Embedded DOCX indexing in Word

Today, we’re announcing embedded index support for Word .docx documents on the IndexerLabs platform.

This means that, instead of only returning a separate index as plain text, we can now insert embedded index markers directly into the original Word document itself.

What is an embedded index?

In Microsoft Word, an embedded index works by placing invisible markers throughout the document. These markers (called Index Entry fields) tell Word which passages belong under which index entries.

Embedded index markers in Word Close up of XE field markers

When the document is opened and the index is updated, Word compiles the final index and calculates the page numbers automatically.

In other words, the index is tied directly to the insides of the document itself rather than existing only as a separate exported list.

How do I use this new feature?

Select “Return embedded DOCX” in the job creation menu and upload your Word document.

We will return the original Word file to you with the index markers inserted.

It will then look like this in Word:

The final index as it appears in Word

Why would you want an embedded index?

Many publishing workflows are still centered around Word documents, and embedded indexes fit naturally into that environment.

But there is another reason that is just as important: embedded indexes are dynamic.

If you make a small edit later—add a sentence, remove a paragraph, slightly change spacing, adjust formatting, or otherwise shift the pagination—then the page numbers in a static index can become outdated. With an embedded index, Word can simply recompile the index from the updated document and regenerate the page numbers correctly.

That is a very nice property even in ordinary human indexing workflows.

Why this is especially useful for AI book indexing

This becomes even more important when indexing books with AI.

One of the hardest problems in AI-assisted indexing is page-number reliability. A model may identify the right passage, but if it is asked to output final page numbers directly, there is always a risk of mismatch, drift, or hallucination.

Embedded indexing gives us a much better solution.

Instead of asking AI to produce the final page numbers that will appear in the delivered Word index, we can use AI to determine what should be indexed and where the markers belong, then inject those markers into the original uploaded .docx file. After that, Microsoft Word computes the final page numbers from the document’s real layout.

That means the final page numbers are not being guessed by the model, but rather are being generated by Word from the source document itself.

How this relates to our locator verification work

This approach builds naturally on the same reliability philosophy behind our earlier work on verifying over 20,000 locators at scale.

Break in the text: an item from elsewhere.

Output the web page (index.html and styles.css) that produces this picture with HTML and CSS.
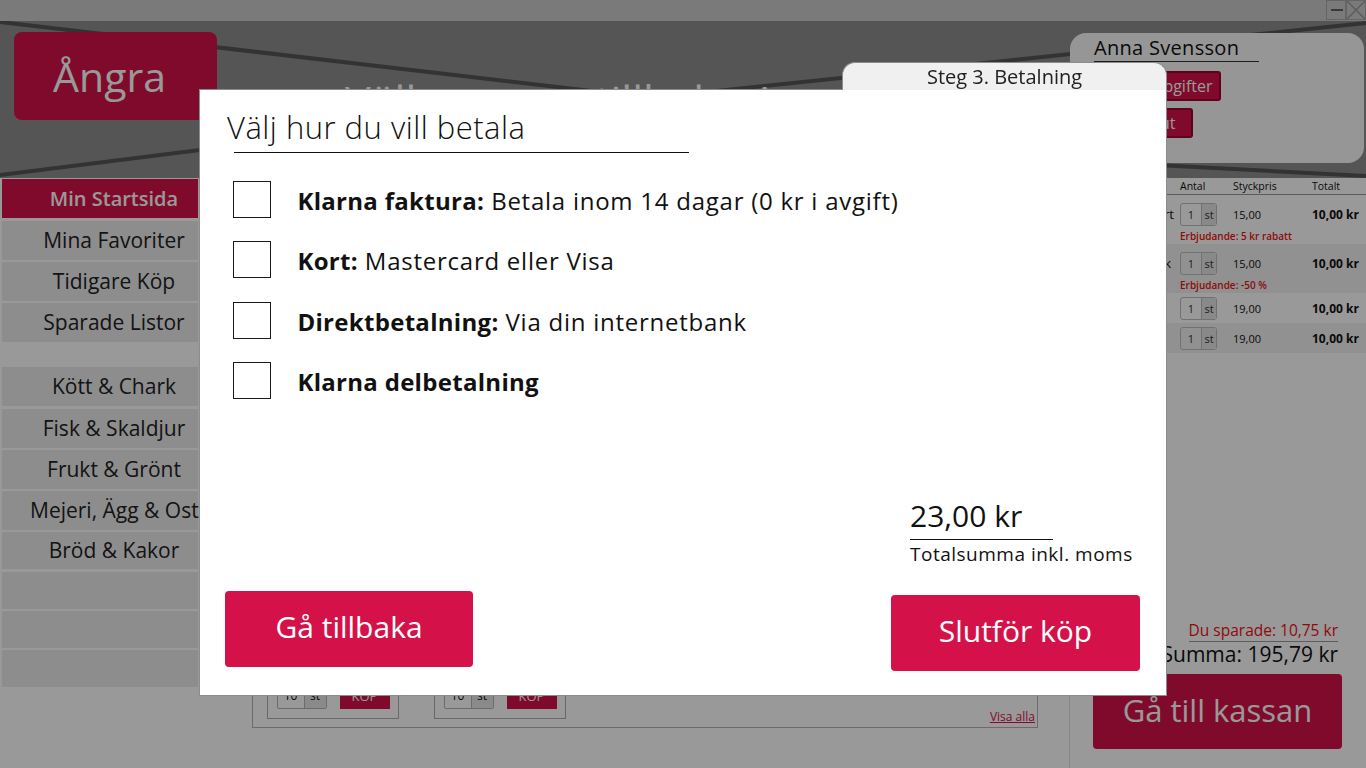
FILE: index.html
```html
<!DOCTYPE html>
<html lang="sv">
<head>
<meta charset="utf-8">
<title>Betalning</title>
<link rel="stylesheet" href="styles.css">
</head>
<body>
<div class="app">
  <div class="titlebar">
    <span class="winbtn"><svg width="18" height="18" viewBox="0 0 18 18"><line x1="4" y1="9" x2="16" y2="9" stroke="#606060" stroke-width="2"/></svg></span>
    <span class="winbtn"><svg width="18" height="18" viewBox="0 0 18 18"><path d="M0 0 L18 18 M18 0 L0 18" stroke="#9a9a9a" stroke-width="1.4"/></svg></span>
  </div>
  <header class="header">
    <svg class="header-bg" width="1366" height="157" viewBox="0 0 1366 157">
      <g stroke="#555" stroke-width="4" fill="none">
        <line x1="0" y1="1" x2="660" y2="78"/>
        <line x1="640" y1="78" x2="1366" y2="2"/>
        <line x1="0" y1="154" x2="640" y2="74"/>
        <line x1="1080" y1="140" x2="1366" y2="155"/>
      </g>
    </svg>
    <button class="undo">Ångra</button>
    <h1 class="welcome">Välkommen tillbaka Anna!</h1>
    <div class="user-panel">
      <div class="user-name">Anna Svensson</div>
      <button class="user-btn">Mina uppgifter</button>
      <button class="user-btn narrow">Logga ut</button>
    </div>
  </header>
  <div class="main">
    <nav class="sidebar">
      <div class="nav-item active">Min Startsida</div>
      <div class="nav-item">Mina Favoriter</div>
      <div class="nav-item">Tidigare Köp</div>
      <div class="nav-item">Sparade Listor</div>
      <div class="nav-gap"></div>
      <div class="nav-item">Kött &amp; Chark</div>
      <div class="nav-item">Fisk &amp; Skaldjur</div>
      <div class="nav-item">Frukt &amp; Grönt</div>
      <div class="nav-item">Mejeri, Ägg &amp; Ost</div>
      <div class="nav-item short">Bröd &amp; Kakor</div>
      <div class="nav-item short"></div>
      <div class="nav-item short"></div>
      <div class="nav-item short"></div>
    </nav>
    <main class="content">
      <section class="offers">
        <h2 class="offers-title">Veckans erbjudanden</h2>
        <div class="offers-row">
          <div class="card">
            <div class="card-img"></div>
            <div class="card-name">Kycklingfilé</div>
            <div class="card-price">89,00 kr</div>
            <div class="buy">
              <div class="qty-sm"><span>10</span><span>st</span></div>
              <button class="buy-btn">KÖP</button>
            </div>
          </div>
          <div class="card">
            <div class="card-img"></div>
            <div class="card-name">Laxfilé</div>
            <div class="card-price">69,00 kr</div>
            <div class="buy">
              <div class="qty-sm"><span>10</span><span>st</span></div>
              <button class="buy-btn">KÖP</button>
            </div>
          </div>
          <a class="see-all">Visa alla</a>
        </div>
      </section>
    </main>
    <aside class="cart">
      <div class="cart-table">
        <div class="cart-head">
          <span></span><span>Antal</span><span>Styckpris</span><span>Totalt</span>
        </div>
        <div class="cart-row has-offer">
          <span class="item-name">Grekisk yoghurt</span>
          <span class="qty"><span class="n">1</span><span class="u">st</span></span>
          <span class="price">15,00</span>
          <span class="line-total">10,00 kr</span>
          <span class="offer">Erbjudande: 5 kr rabatt</span>
        </div>
        <div class="cart-row has-offer alt">
          <span class="item-name">Ekologisk mjölk</span>
          <span class="qty"><span class="n">1</span><span class="u">st</span></span>
          <span class="price">15,00</span>
          <span class="line-total">10,00 kr</span>
          <span class="offer">Erbjudande: -50 %</span>
        </div>
        <div class="cart-row">
          <span class="item-name">Smör</span>
          <span class="qty"><span class="n">1</span><span class="u">st</span></span>
          <span class="price">19,00</span>
          <span class="line-total">10,00 kr</span>
        </div>
        <div class="cart-row alt">
          <span class="item-name">Ost</span>
          <span class="qty"><span class="n">1</span><span class="u">st</span></span>
          <span class="price">19,00</span>
          <span class="line-total">10,00 kr</span>
        </div>
      </div>
      <div class="cart-foot">
        <div class="saved">Du sparade: 10,75 kr</div>
        <div class="sum">Summa: 195,79 kr</div>
        <button class="checkout">Gå till kassan</button>
      </div>
    </aside>
  </div>
</div>
<div class="overlay"></div>
<div class="modal">
  <div class="modal-tab">Steg 3. Betalning</div>
  <h2 class="modal-title">Välj hur du vill betala</h2>
  <hr class="modal-rule">
  <ul class="pay-options">
    <li class="pay-option"><span class="check"></span><span class="pay-label"><b>Klarna faktura:</b> Betala inom 14 dagar (0 kr i avgift)</span></li>
    <li class="pay-option"><span class="check"></span><span class="pay-label"><b>Kort:</b> Mastercard eller Visa</span></li>
    <li class="pay-option"><span class="check"></span><span class="pay-label"><b>Direktbetalning:</b> Via din internetbank</span></li>
    <li class="pay-option"><span class="check"></span><span class="pay-label"><b>Klarna delbetalning</b></span></li>
  </ul>
  <div class="total">
    <div class="total-amount">23,00 kr</div>
    <div class="total-label">Totalsumma inkl. moms</div>
  </div>
  <div class="modal-actions">
    <button class="btn btn-back">Gå tillbaka</button>
    <button class="btn btn-finish">Slutför köp</button>
  </div>
</div>
</body>
</html>
```
FILE: styles.css
```css
* { box-sizing: border-box; }
html, body { margin: 0; height: 100%; }
body {
  font-family: "Open Sans", "Noto Sans", "DejaVu Sans", sans-serif;
  background: #fff;
  color: #111;
  overflow: hidden;
}
button { font-family: inherit; }

.app { display: flex; flex-direction: column; height: 100vh; }

/* title bar */
.titlebar {
  height: 21px;
  flex: none;
  background: #cbcbcb;
  display: flex;
  justify-content: flex-end;
}
.winbtn {
  width: 20px;
  height: 20px;
  border: 1px solid #a8a8a8;
  display: block;
}
.winbtn svg { display: block; }

/* header */
.header {
  height: 157px;
  flex: none;
  background: #8e8e8e;
  display: flex;
  align-items: flex-start;
  position: relative;
  isolation: isolate;
}
.header-bg { position: absolute; left: 0; top: 0; z-index: -1; }
.undo {
  flex: none;
  margin: 11px 0 0 14px;
  width: 203px;
  height: 88px;
  padding: 0 12px 0 0;
  background: #d41249;
  border: none;
  border-radius: 8px;
  color: #fff;
  font-size: 41px;
}
.welcome {
  flex: 1;
  margin: 55px 0 0 128px;
  font-size: 43px;
  font-weight: 400;
  line-height: 52px;
  color: #fff;
  white-space: nowrap;
  overflow: hidden;
}
.user-panel {
  flex: none;
  margin: 12px 2px 0 0;
  width: 294px;
  height: 130px;
  background: #fbfbfb;
  border-radius: 16px;
  padding: 3px 0 0 24px;
  display: flex;
  flex-direction: column;
  align-items: flex-start;
}
.user-name {
  width: 165px;
  font-size: 20px;
  line-height: 24px;
  padding-bottom: 1px;
  border-bottom: 1px solid #333;
  color: #111;
  letter-spacing: 0.3px;
}
.user-btn {
  margin-top: 9px;
  width: 127px;
  height: 30px;
  padding: 0;
  background: #d41249;
  border: 2px solid #a3002f;
  border-radius: 3px;
  color: #fff;
  font-size: 16px;
}
.user-btn.narrow { width: 99px; margin-top: 7px; }

/* main row */
.main { flex: 1; display: flex; min-height: 0; }

.sidebar {
  flex: none;
  width: 196px;
  margin-left: 2px;
  padding-top: 1.3px;
  display: flex;
  flex-direction: column;
  gap: 2.3px;
}
.nav-item {
  height: 39px;
  line-height: 39px;
  background: #ececec;
  color: #222;
  font-size: 21px;
  text-align: center;
  padding-left: 28px;
  white-space: nowrap;
}
.nav-item.active { background: #d41249; color: #fff; font-weight: 600; font-size: 20px; }
.nav-item.short { height: 37px; line-height: 37px; }
.nav-gap { height: 20.5px; }

.content { flex: 1; min-width: 0; padding: 20px 31px 0 54px; }
.offers {
  height: 530px;
  border: 1px solid #b3b3b3;
  display: flex;
  flex-direction: column;
}
.offers-title { margin: 0; padding: 10px 14px; font-size: 20px; font-weight: 600; }
.offers-row {
  margin-top: auto;
  display: flex;
  align-items: flex-end;
  gap: 35px;
  padding: 0 2px 0 14px;
}
.card {
  width: 132px;
  border: 1px solid #b0b0b0;
  margin-bottom: 8px;
  padding: 8px 8px 9px 8.5px;
}
.card-img { height: 110px; background: #f1f1f1; }
.card-name { font-size: 13px; margin-top: 6px; }
.card-price { font-size: 15px; font-weight: 700; margin: 2px 0 6px; }
.buy { display: flex; align-items: center; gap: 13px; }
.qty-sm {
  display: flex;
  height: 26px;
  border: 1px solid #b5b5b5;
  border-radius: 2px;
  font-size: 12px;
  line-height: 24px;
}
.qty-sm span:first-child { width: 26px; text-align: center; }
.qty-sm span:last-child { width: 22px; text-align: center; background: #e6e6e6; border-left: 1px solid #b5b5b5; }
.buy-btn {
  width: 50px;
  height: 26px;
  padding: 0;
  background: #d41249;
  color: #fff;
  border: none;
  font-size: 13px;
}
.see-all {
  margin-left: auto;
  margin-bottom: 3px;
  font-size: 12px;
  line-height: 14px;
  color: #d41249;
  text-decoration: underline;
}

/* cart */
.cart {
  flex: none;
  width: 297px;
  border-left: 1px solid #e2e2e2;
  display: flex;
  flex-direction: column;
  justify-content: space-between;
}
.cart-head, .cart-row {
  display: grid;
  grid-template-columns: 110px 53px 79px 1fr;
}
.cart-head {
  height: 17px;
  line-height: 16px;
  font-size: 10.5px;
  border-bottom: 1px solid #9a9a9a;
  color: #111;
}
.cart-row { grid-template-rows: 30px; align-items: center; }
.cart-row.has-offer { padding-top: 4px; grid-template-rows: 30px 15px; }
.cart-row.alt { background: #f2f2f2; }
.item-name { padding-left: 8px; font-size: 13px; white-space: nowrap; }
.qty {
  display: flex;
  width: 37px;
  height: 23px;
  border: 1px solid #bdbdbd;
  border-radius: 3px;
  font-size: 11px;
  line-height: 21px;
  color: #333;
}
.qty .n { width: 20px; text-align: center; }
.qty .u { flex: 1; text-align: center; background: #e4e4e4; border-left: 1px solid #bdbdbd; }
.price { font-size: 11px; }
.line-total { font-size: 12px; font-weight: 700; }
.offer {
  grid-column: 2 / -1;
  font-size: 10px;
  font-weight: 600;
  line-height: 15px;
  color: #ee1111;
  white-space: nowrap;
}
.cart-foot {
  display: flex;
  flex-direction: column;
  align-items: flex-end;
  padding-bottom: 19px;
}
.saved {
  margin-right: 28px;
  font-size: 15.5px;
  line-height: 18px;
  padding-bottom: 2px;
  border-bottom: 1px solid #9a9a9a;
  color: #ee1111;
}
.sum { margin-right: 28px; font-size: 21px; line-height: 24px; color: #111; }
.checkout {
  margin: 8px 24px 0 0;
  width: 249px;
  height: 75px;
  padding: 0 0 4px;
  background: #d41249;
  border: none;
  border-radius: 4px;
  color: #fff;
  font-size: 31px;
}

/* modal */
.overlay { position: fixed; inset: 0; background: rgba(0, 0, 0, 0.4); }
.modal {
  position: fixed;
  left: 199px;
  top: 89px;
  width: 968px;
  height: 607px;
  background: #fff;
  border: 1px solid #8c8c8c;
  display: flex;
  flex-direction: column;
  color: #111;
}
.modal-tab {
  position: absolute;
  right: -1px;
  bottom: 100%;
  width: 325px;
  height: 28px;
  padding-top: 1px;
  background: #f0f0f0;
  border: 1px solid #8c8c8c;
  border-bottom: none;
  border-radius: 13px 13px 0 0;
  text-align: center;
  font-size: 20px;
  line-height: 26px;
  color: #222;
}
.modal-title {
  margin: 19.4px 0 0 27px;
  font-size: 31px;
  line-height: 36px;
  font-weight: 300;
  letter-spacing: 0.5px;
}
.modal-rule {
  margin: 6.6px 0 0 34px;
  width: 455px;
  height: 0;
  border: none;
  border-top: 1px solid #111;
}
.pay-options {
  list-style: none;
  margin: 27.7px 0 0 33px;
  padding: 0;
  display: flex;
  flex-direction: column;
  gap: 22.5px;
}
.pay-option { display: flex; align-items: flex-start; height: 38px; }
.check { flex: none; width: 38.4px; height: 37px; border: 1px solid #1a1a1a; }
.pay-label {
  margin: 5px 0 0 26px;
  font-size: 24px;
  line-height: 30px;
  letter-spacing: 0.75px;
  white-space: nowrap;
}
.pay-label b { font-weight: 700; letter-spacing: 0.3px; }
.total { margin: auto 0 0 710px; }
.total-amount {
  width: 143px;
  font-size: 30px;
  line-height: 36px;
  padding-bottom: 5px;
  border-bottom: 1px solid #111;
}
.total-label { margin-top: 3.3px; font-size: 19px; line-height: 22px; letter-spacing: 0.5px; }
.modal-actions {
  margin-top: 25.7px;
  display: flex;
  justify-content: space-between;
  align-items: flex-start;
  padding: 0 26px 24px 25px;
}
.btn {
  background: #d41249;
  color: #fff;
  border: none;
  border-radius: 4px;
  font-size: 30px;
  padding: 0 0 5px;
}
.btn-back { width: 248px; height: 76px; }
.btn-finish { width: 249px; height: 76px; margin-top: 4px; }
```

In our ordinary PDF-based indexing workflows, we already spent a great deal of time building systems to verify locator accuracy rather than simply trusting raw model output. That work was all about reducing hallucinations and increasing confidence in the final references.

Embedded DOCX indexing is, in a sense, the stronger version of that idea.

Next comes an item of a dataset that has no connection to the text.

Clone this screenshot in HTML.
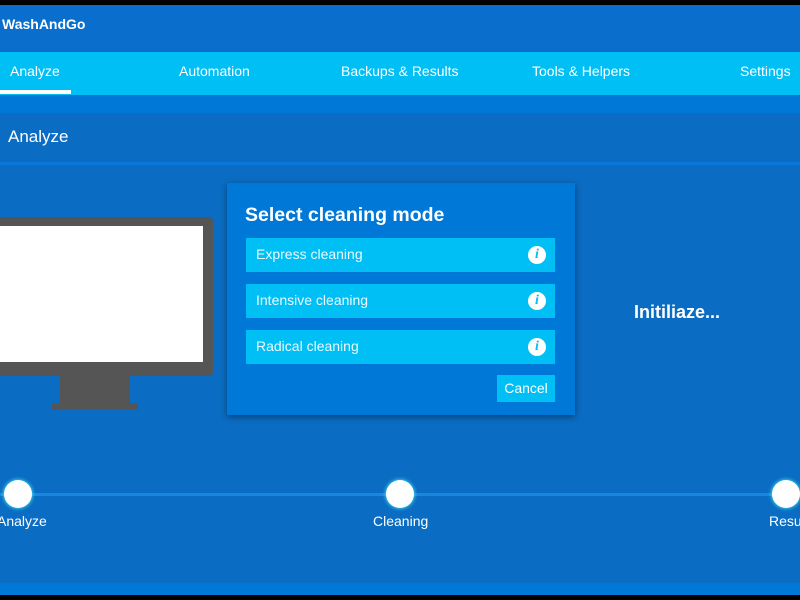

With PDF workflows, we can validate and verify locators very aggressively. With embedded Word workflows, we can go one step further: the final page numbers in the delivered document do not have to come from the model at all. They are regenerated inside Word from the actual document layout.

This helps solve one of the most important technical problems in AI indexing. When the final delivered index is regenerated from embedded markers inside the original document, we no longer have to rely on AI-guessed final page numbers.

Embedded indexes give us a way to combine AI-driven index generation with Word’s own pagination engine, which means the final page references can be regenerated from the original document itself rather than guessed by a model.

Today, we’re very happy to bring that capability to the IndexerLabs platform.